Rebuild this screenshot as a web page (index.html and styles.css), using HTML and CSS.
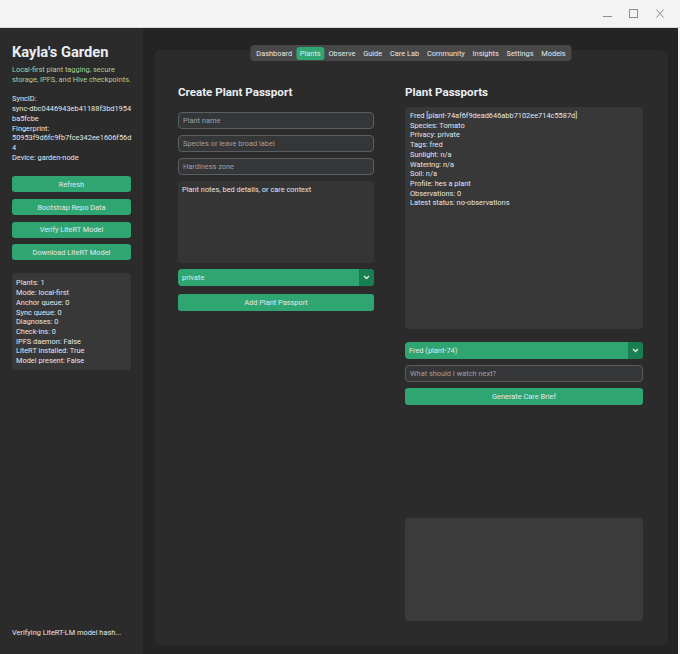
FILE: index.html
```html
<!DOCTYPE html>
<html lang="en">
<head>
    <meta charset="UTF-8">
    <meta name="viewport" content="width=device-width, initial-scale=1.0">
    <title>Kayla's Garden</title>
    <link rel="stylesheet" href="styles.css">
</head>
<body>
    <div class="titlebar">
        <div class="win-btn">
            <svg width="9" height="9" viewBox="0 0 9 9"><path d="M0 7.5h9" stroke="#8d8d8d" stroke-width="1"/></svg>
        </div>
        <div class="win-btn">
            <svg width="9" height="9" viewBox="0 0 9 9"><rect x="0.5" y="0.5" width="8" height="8" fill="none" stroke="#8d8d8d" stroke-width="1"/></svg>
        </div>
        <div class="win-btn close">
            <svg width="8" height="9" viewBox="0 0 8 9"><path d="M0.5 0.5l7 8M7.5 0.5l-7 8" stroke="#8d8d8d" stroke-width="1"/></svg>
        </div>
    </div>

    <div class="app">
        <aside class="sidebar">
            <h1 class="brand">Kayla's Garden</h1>
            <p class="tagline">Local-first plant tagging, secure storage, IPFS, and Hive checkpoints.</p>
            <div class="identity">
                <div>SyncID:</div>
                <div>sync-dbc0446943eb41188f3bd1954</div>
                <div>ba5fcbe</div>
                <div>Fingerprint:</div>
                <div>50953f9d6fc9fb7fce342ee1606f56d</div>
                <div>4</div>
                <div>Device: garden-node</div>
            </div>
            <div class="actions">
                <button class="btn">Refresh</button>
                <button class="btn">Bootstrap Repo Data</button>
                <button class="btn">Verify LiteRT Model</button>
                <button class="btn">Download LiteRT Model</button>
            </div>
            <div class="stats">
                <div>Plants: 1</div>
                <div>Mode: local-first</div>
                <div>Anchor queue: 0</div>
                <div>Sync queue: 0</div>
                <div>Diagnoses: 0</div>
                <div>Check-ins: 0</div>
                <div>IPFS daemon: False</div>
                <div>LiteRT installed: True</div>
                <div>Model present: False</div>
            </div>
            <div class="status">Verifying LiteRT-LM model hash...</div>
        </aside>

        <main class="main">
            <div class="tabview">
                <nav class="tabs">
                    <span class="tab">Dashboard</span>
                    <span class="tab tab-active">Plants</span>
                    <span class="tab">Observe</span>
                    <span class="tab">Guide</span>
                    <span class="tab">Care Lab</span>
                    <span class="tab">Community</span>
                    <span class="tab">Insights</span>
                    <span class="tab">Settings</span>
                    <span class="tab">Models</span>
                </nav>

                <div class="columns">
                    <section class="col">
                        <h2 class="heading">Create Plant Passport</h2>
                        <div class="entry placeholder first">Plant name</div>
                        <div class="entry placeholder">Species or leave broad label</div>
                        <div class="entry placeholder">Hardiness zone</div>
                        <div class="textbox notes">Plant notes, bed details, or care context</div>
                        <div class="option">
                            <span class="option-label">private</span>
                            <span class="option-arrow">
                                <svg width="7" height="5" viewBox="0 0 7 5"><path d="M1 1l2.5 2.5L6 1" fill="none" stroke="#e6ece8" stroke-width="1.3"/></svg>
                            </span>
                        </div>
                        <button class="btn wide add">Add Plant Passport</button>
                    </section>

                    <section class="col">
                        <h2 class="heading">Plant Passports</h2>
                        <div class="textbox passports">
                            <div>Fred [plant-74af6f9dead646abb7102ee714c5587d]</div>
                            <div>Species: Tomato</div>
                            <div>Privacy: private</div>
                            <div>Tags: fred</div>
                            <div>Sunlight: n/a</div>
                            <div>Watering: n/a</div>
                            <div>Soil: n/a</div>
                            <div>Profile: hes a plant</div>
                            <div>Observations: 0</div>
                            <div>Latest status: no-observations</div>
                        </div>
                        <div class="option pick">
                            <span class="option-label">Fred (plant-74)</span>
                            <span class="option-arrow">
                                <svg width="7" height="5" viewBox="0 0 7 5"><path d="M1 1l2.5 2.5L6 1" fill="none" stroke="#e6ece8" stroke-width="1.3"/></svg>
                            </span>
                        </div>
                        <div class="entry placeholder">What should I watch next?</div>
                        <button class="btn wide">Generate Care Brief</button>
                        <div class="textbox brief"></div>
                    </section>
                </div>
            </div>
        </main>
    </div>
</body>
</html>
```

FILE: styles.css
```css
* {
    margin: 0;
    padding: 0;
    box-sizing: border-box;
}

body {
    width: 680px;
    height: 654px;
    overflow: hidden;
    font-family: Roboto, "Liberation Sans", sans-serif;
    font-size: 7.4px;
    line-height: 9.7px;
    color: #e2e7ee;
    background: #f3f3f3;
}

.titlebar {
    height: 28px;
    background: #f3f3f3;
    border-bottom: 1px solid #dadada;
    display: flex;
    justify-content: flex-end;
    align-items: center;
    padding-right: 16px;
    gap: 17px;
}
.win-btn {
    width: 9px;
    height: 9px;
    display: flex;
}
.win-btn.close {
    width: 8px;
    margin-left: 1px;
}

.app {
    height: 626px;
    width: 678px;
    display: flex;
    background: #242424;
}

.sidebar {
    width: 143px;
    background: #2b2b2b;
    padding: 15px 12px 16px 12px;
    display: flex;
    flex-direction: column;
    white-space: nowrap;
}

.brand {
    font-size: 14.7px;
    line-height: 18px;
    font-weight: 700;
    color: #e9eef2;
}

.tagline {
    margin-top: 4px;
    color: #a9cf9e;
    white-space: normal;
}

.identity {
    margin-top: 10px;
}

.actions {
    margin-top: 14px;
    display: flex;
    flex-direction: column;
    gap: 6.7px;
}

.btn {
    height: 16px;
    border: none;
    border-radius: 3px;
    background: #2fa572;
    color: #e2e7ee;
    font-family: inherit;
    font-size: 7.4px;
    cursor: pointer;
}

.stats {
    margin-top: 13px;
    height: 97px;
    background: #383838;
    border-radius: 4px;
    padding: 5px 4px;
}

.status {
    margin-top: auto;
}

.main {
    flex: 1;
    padding: 22px 10px 9px 11px;
}

.tabview {
    position: relative;
    height: 100%;
    background: #2b2b2b;
    border-radius: 6px;
    padding: 34px 25px 0 24px;
}

.tabs {
    position: absolute;
    top: -5px;
    left: 50%;
    transform: translateX(-50%);
    height: 16px;
    display: flex;
    align-items: center;
    padding: 0 2px;
    background: #484848;
    border-radius: 4px;
    white-space: nowrap;
    font-size: 7.4px;
}
.tab {
    padding: 0 3.9px;
    height: 13px;
    line-height: 13px;
    border-radius: 3px;
}
.tab-active {
    background: #2fa572;
}

.columns {
    display: grid;
    grid-template-columns: 196px 238px;
    gap: 31px;
}

.col {
    display: flex;
    flex-direction: column;
}

.heading {
    font-size: 11.6px;
    line-height: 16px;
    font-weight: 700;
    color: #e9eef2;
}

.entry {
    height: 17px;
    margin-top: 6px;
    border: 1px solid #5b5e60;
    border-radius: 4px;
    background: #343638;
    padding: 0 4px;
    line-height: 15px;
}
.entry.first {
    margin-top: 12px;
}
.placeholder {
    color: #a0a0a0;
}

.textbox {
    background: #383838;
    border-radius: 4px;
    padding: 4px;
}
.notes {
    margin-top: 6px;
    height: 82px;
    background: #353535;
    padding-top: 4px;
}
.passports {
    margin-top: 7px;
    height: 222px;
    padding: 4px 5px;
}
.brief {
    margin-top: 113px;
    height: 103px;
    background: #3b3b3b;
}

.option {
    height: 17px;
    margin-top: 6px;
    display: flex;
    border-radius: 4px;
    overflow: hidden;
    background: #2fa572;
}
.option-label {
    flex: 1;
    padding-left: 4px;
    line-height: 17px;
}
.option-arrow {
    width: 15px;
    background: #187f52;
    display: flex;
    align-items: center;
    justify-content: center;
}
.pick {
    margin-top: 13px;
}

.wide {
    height: 17px;
    margin-top: 6px;
}
.add {
    margin-top: 8px;
}
```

What you will do: Search the listing for the string "index". Copy each line where it turns up.

Response for this exercise:
Rebuild this screenshot as a web page (index.html and styles.css), using HTML and CSS.
FILE: index.html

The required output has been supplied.